● Given material
>> Begin

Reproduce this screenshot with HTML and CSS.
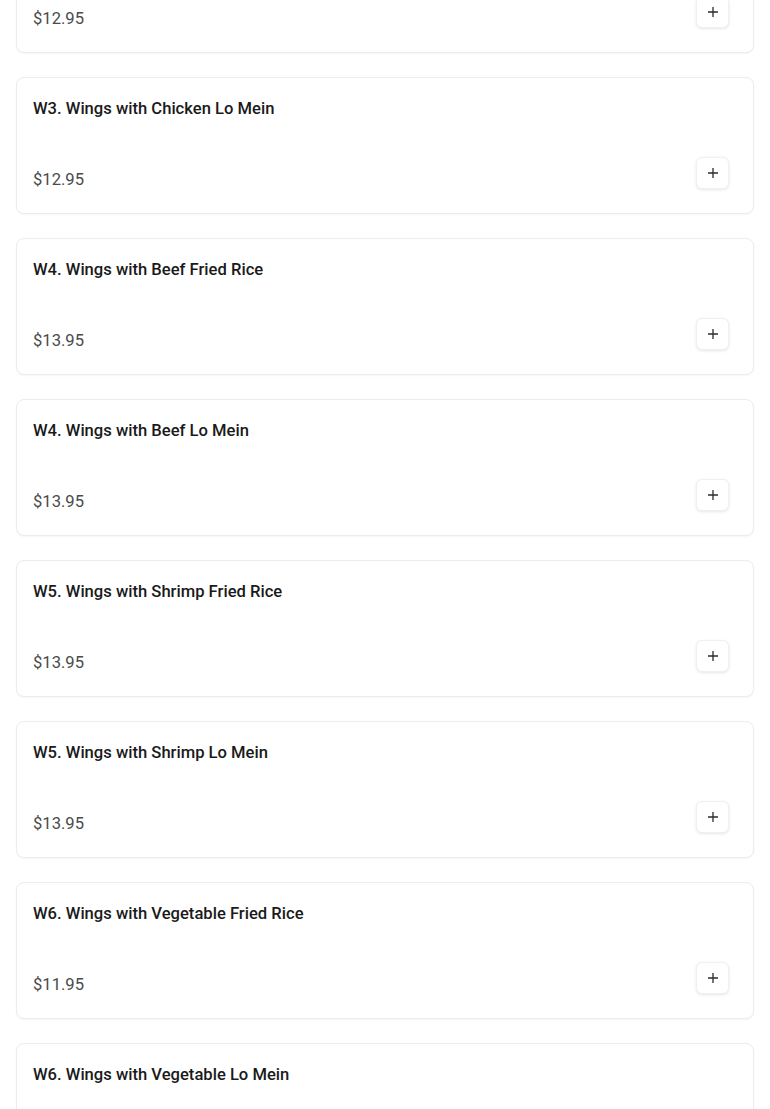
FILE: index.html
```html
<!DOCTYPE html>
<html lang="en">
<head>
  <meta charset="UTF-8">
  <meta name="viewport" content="width=device-width, initial-scale=1.0">
  <title>Menu - Wings Combos</title>
  <link rel="stylesheet" href="styles.css">
</head>
<body>
  <main class="menu-list">
    <div class="menu-card">
      <h3 class="item-name">W3. Wings with Chicken Fried Rice</h3>
      <div class="item-footer">
        <span class="item-price">$12.95</span>
        <button class="add-btn" aria-label="Add to cart">
          <svg viewBox="0 0 12 12" width="12" height="12"><path d="M6 1v10M1 6h10" /></svg>
        </button>
      </div>
    </div>

    <div class="menu-card">
      <h3 class="item-name">W3. Wings with Chicken Lo Mein</h3>
      <div class="item-footer">
        <span class="item-price">$12.95</span>
        <button class="add-btn" aria-label="Add to cart">
          <svg viewBox="0 0 12 12" width="12" height="12"><path d="M6 1v10M1 6h10" /></svg>
        </button>
      </div>
    </div>

    <div class="menu-card">
      <h3 class="item-name">W4. Wings with Beef Fried Rice</h3>
      <div class="item-footer">
        <span class="item-price">$13.95</span>
        <button class="add-btn" aria-label="Add to cart">
          <svg viewBox="0 0 12 12" width="12" height="12"><path d="M6 1v10M1 6h10" /></svg>
        </button>
      </div>
    </div>

    <div class="menu-card">
      <h3 class="item-name">W4. Wings with Beef Lo Mein</h3>
      <div class="item-footer">
        <span class="item-price">$13.95</span>
        <button class="add-btn" aria-label="Add to cart">
          <svg viewBox="0 0 12 12" width="12" height="12"><path d="M6 1v10M1 6h10" /></svg>
        </button>
      </div>
    </div>

    <div class="menu-card">
      <h3 class="item-name">W5. Wings with Shrimp Fried Rice</h3>
      <div class="item-footer">
        <span class="item-price">$13.95</span>
        <button class="add-btn" aria-label="Add to cart">
          <svg viewBox="0 0 12 12" width="12" height="12"><path d="M6 1v10M1 6h10" /></svg>
        </button>
      </div>
    </div>

    <div class="menu-card">
      <h3 class="item-name">W5. Wings with Shrimp Lo Mein</h3>
      <div class="item-footer">
        <span class="item-price">$13.95</span>
        <button class="add-btn" aria-label="Add to cart">
          <svg viewBox="0 0 12 12" width="12" height="12"><path d="M6 1v10M1 6h10" /></svg>
        </button>
      </div>
    </div>

    <div class="menu-card">
      <h3 class="item-name">W6. Wings with Vegetable Fried Rice</h3>
      <div class="item-footer">
        <span class="item-price">$11.95</span>
        <button class="add-btn" aria-label="Add to cart">
          <svg viewBox="0 0 12 12" width="12" height="12"><path d="M6 1v10M1 6h10" /></svg>
        </button>
      </div>
    </div>

    <div class="menu-card">
      <h3 class="item-name">W6. Wings with Vegetable Lo Mein</h3>
      <div class="item-footer">
        <span class="item-price">$11.95</span>
        <button class="add-btn" aria-label="Add to cart">
          <svg viewBox="0 0 12 12" width="12" height="12"><path d="M6 1v10M1 6h10" /></svg>
        </button>
      </div>
    </div>
  </main>
</body>
</html>
```

FILE: styles.css
```css
:root {
  --text-color: #1a1a1a;
  --price-color: #4a4a4a;
  --card-border: #ececec;
  --card-bg: #ffffff;
}

* {
  margin: 0;
  padding: 0;
  box-sizing: border-box;
}

body {
  font-family: Roboto, 'Liberation Sans', sans-serif;
  background: #ffffff;
  color: var(--text-color);
}

/* list is scrolled: first card sits partly above the viewport */
.menu-list {
  display: flex;
  flex-direction: column;
  gap: 24px;
  padding: 0 16px;
  margin-top: -84px;
}

.menu-card {
  background: var(--card-bg);
  border: 1px solid var(--card-border);
  border-radius: 8px;
  box-shadow: 0 1px 2px rgba(0, 0, 0, 0.04);
  padding: 17px 24px 21px 16px;
  height: 137px;
  display: flex;
  flex-direction: column;
}

.item-name {
  font-size: 16.6px;
  font-weight: 500;
  line-height: 28px;
  color: var(--text-color);
}

.item-footer {
  margin-top: auto;
  display: flex;
  justify-content: space-between;
  align-items: flex-end;
}

.item-price {
  font-size: 16.6px;
  font-weight: 400;
  line-height: 24px;
  color: var(--price-color);
}

.add-btn {
  width: 33px;
  height: 32px;
  margin-bottom: 3px;
  display: flex;
  align-items: center;
  justify-content: center;
  background: #ffffff;
  border: 1px solid #f0f0f0;
  border-radius: 6px;
  box-shadow: 0 1px 3px rgba(0, 0, 0, 0.1);
  cursor: pointer;
}

.add-btn svg {
  stroke: #2b2b2b;
  stroke-width: 1.3;
  fill: none;
}
```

>> End

● Brief
The material above must be printed exactly, with its pictures left out.

● Response
Reproduce this screenshot with HTML and CSS.
FILE: index.html
```html
<!DOCTYPE html>
<html lang="en">
<head>
  <meta charset="UTF-8">
  <meta name="viewport" content="width=device-width, initial-scale=1.0">
  <title>Menu - Wings Combos</title>
  <link rel="stylesheet" href="styles.css">
</head>
<body>
  <main class="menu-list">
    <div class="menu-card">
      <h3 class="item-name">W3. Wings with Chicken Fried Rice</h3>
      <div class="item-footer">
        <span class="item-price">$12.95</span>
        <button class="add-btn" aria-label="Add to cart">
          <svg viewBox="0 0 12 12" width="12" height="12"><path d="M6 1v10M1 6h10" /></svg>
        </button>
      </div>
    </div>

    <div class="menu-card">
      <h3 class="item-name">W3. Wings with Chicken Lo Mein</h3>
      <div class="item-footer">
        <span class="item-price">$12.95</span>
        <button class="add-btn" aria-label="Add to cart">
          <svg viewBox="0 0 12 12" width="12" height="12"><path d="M6 1v10M1 6h10" /></svg>
        </button>
      </div>
    </div>

    <div class="menu-card">
      <h3 class="item-name">W4. Wings with Beef Fried Rice</h3>
      <div class="item-footer">
        <span class="item-price">$13.95</span>
        <button class="add-btn" aria-label="Add to cart">
          <svg viewBox="0 0 12 12" width="12" height="12"><path d="M6 1v10M1 6h10" /></svg>
        </button>
      </div>
    </div>

    <div class="menu-card">
      <h3 class="item-name">W4. Wings with Beef Lo Mein</h3>
      <div class="item-footer">
        <span class="item-price">$13.95</span>
        <button class="add-btn" aria-label="Add to cart">
          <svg viewBox="0 0 12 12" width="12" height="12"><path d="M6 1v10M1 6h10" /></svg>
        </button>
      </div>
    </div>

    <div class="menu-card">
      <h3 class="item-name">W5. Wings with Shrimp Fried Rice</h3>
      <div class="item-footer">
        <span class="item-price">$13.95</span>
        <button class="add-btn" aria-label="Add to cart">
          <svg viewBox="0 0 12 12" width="12" height="12"><path d="M6 1v10M1 6h10" /></svg>
        </button>
      </div>
    </div>

    <div class="menu-card">
      <h3 class="item-name">W5. Wings with Shrimp Lo Mein</h3>
      <div class="item-footer">
        <span class="item-price">$13.95</span>
        <button class="add-btn" aria-label="Add to cart">
          <svg viewBox="0 0 12 12" width="12" height="12"><path d="M6 1v10M1 6h10" /></svg>
        </button>
      </div>
    </div>

    <div class="menu-card">
      <h3 class="item-name">W6. Wings with Vegetable Fried Rice</h3>
      <div class="item-footer">
        <span class="item-price">$11.95</span>
        <button class="add-btn" aria-label="Add to cart">
          <svg viewBox="0 0 12 12" width="12" height="12"><path d="M6 1v10M1 6h10" /></svg>
        </button>
      </div>
    </div>

    <div class="menu-card">
      <h3 class="item-name">W6. Wings with Vegetable Lo Mein</h3>
      <div class="item-footer">
        <span class="item-price">$11.95</span>
        <button class="add-btn" aria-label="Add to cart">
          <svg viewBox="0 0 12 12" width="12" height="12"><path d="M6 1v10M1 6h10" /></svg>
        </button>
      </div>
    </div>
  </main>
</body>
</html>
```

FILE: styles.css
```css
:root {
  --text-color: #1a1a1a;
  --price-color: #4a4a4a;
  --card-border: #ececec;
  --card-bg: #ffffff;
}

* {
  margin: 0;
  padding: 0;
  box-sizing: border-box;
}

body {
  font-family: Roboto, 'Liberation Sans', sans-serif;
  background: #ffffff;
  color: var(--text-color);
}

/* list is scrolled: first card sits partly above the viewport */
.menu-list {
  display: flex;
  flex-direction: column;
  gap: 24px;
  padding: 0 16px;
  margin-top: -84px;
}

.menu-card {
  background: var(--card-bg);
  border: 1px solid var(--card-border);
  border-radius: 8px;
  box-shadow: 0 1px 2px rgba(0, 0, 0, 0.04);
  padding: 17px 24px 21px 16px;
  height: 137px;
  display: flex;
  flex-direction: column;
}

.item-name {
  font-size: 16.6px;
  font-weight: 500;
  line-height: 28px;
  color: var(--text-color);
}

.item-footer {
  margin-top: auto;
  display: flex;
  justify-content: space-between;
  align-items: flex-end;
}

.item-price {
  font-size: 16.6px;
  font-weight: 400;
  line-height: 24px;
  color: var(--price-color);
}

.add-btn {
  width: 33px;
  height: 32px;
  margin-bottom: 3px;
  display: flex;
  align-items: center;
  justify-content: center;
  background: #ffffff;
  border: 1px solid #f0f0f0;
  border-radius: 6px;
  box-shadow: 0 1px 3px rgba(0, 0, 0, 0.1);
  cursor: pointer;
}

.add-btn svg {
  stroke: #2b2b2b;
  stroke-width: 1.3;
  fill: none;
}
```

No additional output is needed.